Paper-based textbooks in Florida classrooms could soon be a thing of the past. The State Board of Education is considering asking lawmakers to do away with the requirement that school districts purchase new books every few years.
“I would like to see the state of Florida eliminate entirely textbook adoption. The purpose being to allow our students to have the best learning materials in the classroom," said State Board Member Roberto Martinez, who put the idea before the board.
It’s the latest move in recent years to steer schools to more digitally-based learning methods. The state legislature even passed a bill to put schools on a path to digital learning by 2016.

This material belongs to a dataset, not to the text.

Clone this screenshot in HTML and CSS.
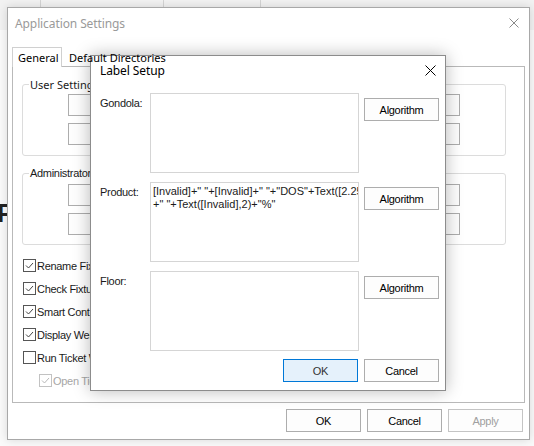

But going digital won't be easy. And Martinez' proposal could face stiff opposition from a large and powerful lobbying group-- the textbook industry.
“Once we say this is our priority, we need to schedule hearings, you need to get board members in front of them who they’ve supported financially, that they know. All that stuff matters. Otherwise, all it is publishers lobbyists walking the halls everyday writing checks for as long as they can write checks, and we’re nothing to them,” said state board of education member Kathleen Shanahan.
The State Board of Education wants $15 billion dollars next year to fund the state's K-12 public schools and community and state colleges. Included in that budget proposal is a request for $440 million to go toward purchasing equipment such as computers, kindles, i-Pads and other devices, and helping schools shore up their internet capacity to actually run the software students may use.
A preliminary report from the workgroup formed to study Florida's transition to digital learning, says the state will have to purchase about a million more devices to get to a ratio of three students per two devices.
Right now, there are more than 1600 schools that don't have wireless internet service, and 263 schools without basic broadband access.